• **What needs to be done**
Below are some records; quote exactly the lines from the one that contains "Recreate this image" through the one that contains "left-[1046px] right-0 top-[834px]", inclusive, and no others.

• **Given data**
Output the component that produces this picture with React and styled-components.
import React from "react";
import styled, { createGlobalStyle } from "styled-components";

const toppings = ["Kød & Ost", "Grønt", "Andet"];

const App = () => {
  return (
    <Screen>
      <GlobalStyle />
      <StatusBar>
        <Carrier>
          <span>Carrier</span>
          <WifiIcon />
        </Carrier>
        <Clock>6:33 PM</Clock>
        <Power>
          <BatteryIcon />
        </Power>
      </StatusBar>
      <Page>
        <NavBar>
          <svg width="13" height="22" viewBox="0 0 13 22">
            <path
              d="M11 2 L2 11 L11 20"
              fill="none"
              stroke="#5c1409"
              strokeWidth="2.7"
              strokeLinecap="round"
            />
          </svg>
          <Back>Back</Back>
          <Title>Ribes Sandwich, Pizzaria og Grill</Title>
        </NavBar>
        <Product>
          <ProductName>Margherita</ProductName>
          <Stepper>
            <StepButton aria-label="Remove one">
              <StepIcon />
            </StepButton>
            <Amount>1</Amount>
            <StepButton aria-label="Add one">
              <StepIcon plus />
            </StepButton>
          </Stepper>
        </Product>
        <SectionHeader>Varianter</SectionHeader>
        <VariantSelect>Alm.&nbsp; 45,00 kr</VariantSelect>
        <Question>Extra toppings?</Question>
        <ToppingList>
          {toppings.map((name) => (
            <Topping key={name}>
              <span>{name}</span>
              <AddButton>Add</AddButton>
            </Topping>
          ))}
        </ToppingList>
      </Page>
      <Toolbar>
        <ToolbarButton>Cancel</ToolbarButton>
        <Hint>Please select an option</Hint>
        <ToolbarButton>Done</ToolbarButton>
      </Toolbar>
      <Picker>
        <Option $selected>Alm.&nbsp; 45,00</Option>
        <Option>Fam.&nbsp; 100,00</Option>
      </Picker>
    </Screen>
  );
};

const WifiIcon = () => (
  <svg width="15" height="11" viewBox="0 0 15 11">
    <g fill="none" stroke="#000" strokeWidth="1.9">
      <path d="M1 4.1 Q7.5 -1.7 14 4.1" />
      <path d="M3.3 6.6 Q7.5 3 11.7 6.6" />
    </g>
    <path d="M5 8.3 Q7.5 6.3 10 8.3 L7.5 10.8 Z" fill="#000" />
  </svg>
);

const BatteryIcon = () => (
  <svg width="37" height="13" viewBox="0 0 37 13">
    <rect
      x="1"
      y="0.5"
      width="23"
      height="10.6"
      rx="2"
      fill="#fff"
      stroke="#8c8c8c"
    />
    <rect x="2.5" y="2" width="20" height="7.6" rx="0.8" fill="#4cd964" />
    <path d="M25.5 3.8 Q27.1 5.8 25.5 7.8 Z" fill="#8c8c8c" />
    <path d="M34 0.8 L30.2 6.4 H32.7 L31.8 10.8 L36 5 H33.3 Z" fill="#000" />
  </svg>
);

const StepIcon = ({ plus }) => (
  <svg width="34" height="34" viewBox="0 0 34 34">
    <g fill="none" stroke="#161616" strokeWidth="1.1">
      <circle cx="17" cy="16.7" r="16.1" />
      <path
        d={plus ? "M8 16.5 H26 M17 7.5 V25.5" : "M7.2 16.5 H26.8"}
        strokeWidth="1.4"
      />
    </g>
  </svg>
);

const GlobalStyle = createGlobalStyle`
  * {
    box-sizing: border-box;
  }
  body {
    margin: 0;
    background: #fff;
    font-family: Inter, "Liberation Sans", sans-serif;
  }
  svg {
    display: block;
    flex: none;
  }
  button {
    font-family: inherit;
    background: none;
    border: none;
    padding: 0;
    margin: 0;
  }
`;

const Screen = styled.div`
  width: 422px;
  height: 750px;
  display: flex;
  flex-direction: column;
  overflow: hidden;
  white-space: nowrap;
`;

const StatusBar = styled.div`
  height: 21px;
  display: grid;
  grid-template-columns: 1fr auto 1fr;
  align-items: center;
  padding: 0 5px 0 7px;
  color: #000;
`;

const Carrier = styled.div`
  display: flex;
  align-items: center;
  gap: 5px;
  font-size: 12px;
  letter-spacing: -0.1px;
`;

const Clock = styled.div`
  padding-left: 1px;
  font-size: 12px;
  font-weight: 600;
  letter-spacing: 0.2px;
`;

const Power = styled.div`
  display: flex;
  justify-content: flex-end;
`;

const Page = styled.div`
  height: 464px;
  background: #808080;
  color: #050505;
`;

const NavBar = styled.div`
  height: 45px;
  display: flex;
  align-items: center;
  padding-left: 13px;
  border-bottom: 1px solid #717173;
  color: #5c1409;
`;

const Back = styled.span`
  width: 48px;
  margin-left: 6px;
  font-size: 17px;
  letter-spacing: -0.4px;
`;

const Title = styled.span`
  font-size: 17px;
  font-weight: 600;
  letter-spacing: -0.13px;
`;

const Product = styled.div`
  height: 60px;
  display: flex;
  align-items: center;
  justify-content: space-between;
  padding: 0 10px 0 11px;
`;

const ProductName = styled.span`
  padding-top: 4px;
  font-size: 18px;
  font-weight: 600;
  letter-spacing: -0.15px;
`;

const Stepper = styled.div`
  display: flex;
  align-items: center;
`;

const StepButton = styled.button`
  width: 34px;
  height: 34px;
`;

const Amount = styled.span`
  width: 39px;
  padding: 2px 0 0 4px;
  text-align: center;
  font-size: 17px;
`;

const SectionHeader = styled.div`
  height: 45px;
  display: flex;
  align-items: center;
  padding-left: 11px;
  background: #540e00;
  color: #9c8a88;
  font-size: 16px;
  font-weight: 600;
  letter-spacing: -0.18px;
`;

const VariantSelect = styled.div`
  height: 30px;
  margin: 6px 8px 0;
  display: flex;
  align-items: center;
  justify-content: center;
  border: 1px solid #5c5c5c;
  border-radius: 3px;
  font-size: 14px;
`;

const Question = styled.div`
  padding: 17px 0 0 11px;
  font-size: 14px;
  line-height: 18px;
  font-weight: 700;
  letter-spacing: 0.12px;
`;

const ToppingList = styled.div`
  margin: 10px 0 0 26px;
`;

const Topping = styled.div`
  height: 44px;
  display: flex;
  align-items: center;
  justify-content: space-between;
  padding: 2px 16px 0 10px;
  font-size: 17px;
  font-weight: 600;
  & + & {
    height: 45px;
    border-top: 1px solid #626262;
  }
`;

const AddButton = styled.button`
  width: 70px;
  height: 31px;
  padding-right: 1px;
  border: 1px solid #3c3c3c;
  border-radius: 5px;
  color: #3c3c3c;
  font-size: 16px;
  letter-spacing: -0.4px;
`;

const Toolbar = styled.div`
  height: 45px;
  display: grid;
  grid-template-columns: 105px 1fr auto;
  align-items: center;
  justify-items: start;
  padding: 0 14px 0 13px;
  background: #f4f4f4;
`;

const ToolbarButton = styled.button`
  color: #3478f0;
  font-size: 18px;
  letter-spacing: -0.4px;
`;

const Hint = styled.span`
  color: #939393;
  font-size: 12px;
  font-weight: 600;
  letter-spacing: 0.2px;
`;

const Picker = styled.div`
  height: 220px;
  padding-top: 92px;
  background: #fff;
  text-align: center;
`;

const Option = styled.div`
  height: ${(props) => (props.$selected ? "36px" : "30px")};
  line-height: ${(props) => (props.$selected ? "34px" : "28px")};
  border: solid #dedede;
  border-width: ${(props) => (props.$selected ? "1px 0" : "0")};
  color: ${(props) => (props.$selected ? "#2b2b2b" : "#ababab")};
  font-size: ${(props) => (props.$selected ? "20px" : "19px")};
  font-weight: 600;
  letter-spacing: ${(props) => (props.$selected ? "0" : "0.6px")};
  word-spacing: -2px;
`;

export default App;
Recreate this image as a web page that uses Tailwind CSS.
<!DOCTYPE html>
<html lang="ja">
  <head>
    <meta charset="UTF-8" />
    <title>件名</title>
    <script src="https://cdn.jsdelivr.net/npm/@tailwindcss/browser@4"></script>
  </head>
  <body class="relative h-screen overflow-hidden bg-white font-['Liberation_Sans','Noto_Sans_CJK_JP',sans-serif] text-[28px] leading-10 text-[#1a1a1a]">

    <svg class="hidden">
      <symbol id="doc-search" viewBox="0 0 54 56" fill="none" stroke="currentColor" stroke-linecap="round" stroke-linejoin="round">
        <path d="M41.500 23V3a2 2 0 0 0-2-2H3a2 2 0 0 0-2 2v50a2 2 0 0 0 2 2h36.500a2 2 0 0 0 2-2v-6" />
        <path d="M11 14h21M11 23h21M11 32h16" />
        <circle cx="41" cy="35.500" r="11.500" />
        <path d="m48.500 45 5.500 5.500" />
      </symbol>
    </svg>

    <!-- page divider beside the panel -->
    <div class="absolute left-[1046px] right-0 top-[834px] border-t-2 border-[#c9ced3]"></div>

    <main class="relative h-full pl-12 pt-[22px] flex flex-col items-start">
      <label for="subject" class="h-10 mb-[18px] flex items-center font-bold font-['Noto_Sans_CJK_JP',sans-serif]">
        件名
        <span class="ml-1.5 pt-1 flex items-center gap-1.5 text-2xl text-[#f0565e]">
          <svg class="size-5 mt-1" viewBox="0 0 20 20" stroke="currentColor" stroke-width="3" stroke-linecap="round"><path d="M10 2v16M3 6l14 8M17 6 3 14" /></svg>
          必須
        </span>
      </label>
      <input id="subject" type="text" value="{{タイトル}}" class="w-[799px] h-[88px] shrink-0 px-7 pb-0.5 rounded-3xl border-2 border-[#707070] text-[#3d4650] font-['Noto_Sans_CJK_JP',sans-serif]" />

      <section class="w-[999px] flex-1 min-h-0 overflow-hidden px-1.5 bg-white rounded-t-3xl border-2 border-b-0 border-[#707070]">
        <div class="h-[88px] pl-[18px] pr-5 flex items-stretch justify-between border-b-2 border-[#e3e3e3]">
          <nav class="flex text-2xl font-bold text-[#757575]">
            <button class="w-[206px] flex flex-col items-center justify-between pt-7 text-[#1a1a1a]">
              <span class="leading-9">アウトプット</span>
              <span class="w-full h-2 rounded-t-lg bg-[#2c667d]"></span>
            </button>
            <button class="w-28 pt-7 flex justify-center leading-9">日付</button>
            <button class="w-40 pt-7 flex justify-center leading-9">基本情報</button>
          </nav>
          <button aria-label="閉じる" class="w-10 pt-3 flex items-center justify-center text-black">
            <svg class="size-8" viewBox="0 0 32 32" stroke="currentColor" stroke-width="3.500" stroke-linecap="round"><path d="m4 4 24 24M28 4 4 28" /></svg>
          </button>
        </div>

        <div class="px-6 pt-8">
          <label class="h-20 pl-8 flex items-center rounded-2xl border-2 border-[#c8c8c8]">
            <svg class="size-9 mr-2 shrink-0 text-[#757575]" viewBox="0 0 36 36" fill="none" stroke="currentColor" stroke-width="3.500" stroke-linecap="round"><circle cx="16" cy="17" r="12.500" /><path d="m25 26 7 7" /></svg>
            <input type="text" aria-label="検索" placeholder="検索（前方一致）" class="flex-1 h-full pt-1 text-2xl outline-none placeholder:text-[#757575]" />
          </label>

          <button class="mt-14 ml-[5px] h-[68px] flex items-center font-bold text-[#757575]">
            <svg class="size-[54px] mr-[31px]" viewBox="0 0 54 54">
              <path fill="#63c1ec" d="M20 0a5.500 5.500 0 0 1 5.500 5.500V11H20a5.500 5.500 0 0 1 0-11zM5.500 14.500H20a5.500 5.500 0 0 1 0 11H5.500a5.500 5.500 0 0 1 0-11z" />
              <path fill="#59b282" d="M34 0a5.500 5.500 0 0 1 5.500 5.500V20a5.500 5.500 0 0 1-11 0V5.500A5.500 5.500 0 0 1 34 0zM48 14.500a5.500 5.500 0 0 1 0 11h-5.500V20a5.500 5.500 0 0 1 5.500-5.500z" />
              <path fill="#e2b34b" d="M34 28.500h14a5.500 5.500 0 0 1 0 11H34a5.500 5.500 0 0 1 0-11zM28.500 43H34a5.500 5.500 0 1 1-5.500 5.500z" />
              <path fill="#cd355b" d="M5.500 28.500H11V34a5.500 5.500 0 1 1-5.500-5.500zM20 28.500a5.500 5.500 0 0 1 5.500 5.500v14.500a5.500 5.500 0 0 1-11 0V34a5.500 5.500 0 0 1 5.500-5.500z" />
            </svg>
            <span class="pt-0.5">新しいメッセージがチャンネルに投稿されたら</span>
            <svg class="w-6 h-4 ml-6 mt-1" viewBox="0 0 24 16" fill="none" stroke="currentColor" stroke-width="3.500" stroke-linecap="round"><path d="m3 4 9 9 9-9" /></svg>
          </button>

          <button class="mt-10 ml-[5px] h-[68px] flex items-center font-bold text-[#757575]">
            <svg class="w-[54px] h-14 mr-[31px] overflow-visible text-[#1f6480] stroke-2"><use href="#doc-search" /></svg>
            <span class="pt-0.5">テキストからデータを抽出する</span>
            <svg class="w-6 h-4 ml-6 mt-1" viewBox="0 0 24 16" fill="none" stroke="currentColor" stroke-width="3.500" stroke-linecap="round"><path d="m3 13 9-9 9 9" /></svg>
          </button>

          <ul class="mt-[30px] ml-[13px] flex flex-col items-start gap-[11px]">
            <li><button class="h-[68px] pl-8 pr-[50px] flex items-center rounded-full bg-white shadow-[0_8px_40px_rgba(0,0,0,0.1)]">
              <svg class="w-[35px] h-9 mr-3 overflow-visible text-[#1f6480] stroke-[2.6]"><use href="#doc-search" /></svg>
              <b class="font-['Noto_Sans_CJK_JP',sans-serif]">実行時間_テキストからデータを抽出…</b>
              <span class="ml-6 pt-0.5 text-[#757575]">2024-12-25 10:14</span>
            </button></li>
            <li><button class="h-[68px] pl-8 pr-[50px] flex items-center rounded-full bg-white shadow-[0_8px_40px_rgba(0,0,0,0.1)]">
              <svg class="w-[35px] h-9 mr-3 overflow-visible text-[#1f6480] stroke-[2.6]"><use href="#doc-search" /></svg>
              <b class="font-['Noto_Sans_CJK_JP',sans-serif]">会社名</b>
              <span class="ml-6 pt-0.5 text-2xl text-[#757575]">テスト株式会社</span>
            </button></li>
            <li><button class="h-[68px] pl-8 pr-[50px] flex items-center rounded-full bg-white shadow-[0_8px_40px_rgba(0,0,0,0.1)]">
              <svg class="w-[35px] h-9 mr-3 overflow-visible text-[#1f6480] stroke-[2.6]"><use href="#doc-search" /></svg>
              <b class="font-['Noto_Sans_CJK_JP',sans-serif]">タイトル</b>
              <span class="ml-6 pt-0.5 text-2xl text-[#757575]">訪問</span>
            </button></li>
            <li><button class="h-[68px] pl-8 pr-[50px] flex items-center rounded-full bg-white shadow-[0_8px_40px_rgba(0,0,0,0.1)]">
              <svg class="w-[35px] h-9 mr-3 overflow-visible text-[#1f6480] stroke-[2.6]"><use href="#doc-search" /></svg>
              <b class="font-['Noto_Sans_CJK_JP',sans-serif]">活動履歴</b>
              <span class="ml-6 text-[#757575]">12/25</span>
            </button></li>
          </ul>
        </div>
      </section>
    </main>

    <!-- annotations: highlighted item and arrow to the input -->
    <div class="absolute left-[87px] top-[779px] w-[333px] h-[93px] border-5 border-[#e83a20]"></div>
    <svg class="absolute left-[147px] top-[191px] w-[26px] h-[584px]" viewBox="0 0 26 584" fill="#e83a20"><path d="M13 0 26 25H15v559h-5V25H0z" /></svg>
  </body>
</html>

• **Written answer**
Recreate this image as a web page that uses Tailwind CSS.
<!DOCTYPE html>
<html lang="ja">
  <head>
    <meta charset="UTF-8" />
    <title>件名</title>
    <script src="https://cdn.jsdelivr.net/npm/@tailwindcss/browser@4"></script>
  </head>
  <body class="relative h-screen overflow-hidden bg-white font-['Liberation_Sans','Noto_Sans_CJK_JP',sans-serif] text-[28px] leading-10 text-[#1a1a1a]">

    <svg class="hidden">
      <symbol id="doc-search" viewBox="0 0 54 56" fill="none" stroke="currentColor" stroke-linecap="round" stroke-linejoin="round">
        <path d="M41.500 23V3a2 2 0 0 0-2-2H3a2 2 0 0 0-2 2v50a2 2 0 0 0 2 2h36.500a2 2 0 0 0 2-2v-6" />
        <path d="M11 14h21M11 23h21M11 32h16" />
        <circle cx="41" cy="35.500" r="11.500" />
        <path d="m48.500 45 5.500 5.500" />
      </symbol>
    </svg>

    <!-- page divider beside the panel -->
    <div class="absolute left-[1046px] right-0 top-[834px] border-t-2 border-[#c9ced3]"></div>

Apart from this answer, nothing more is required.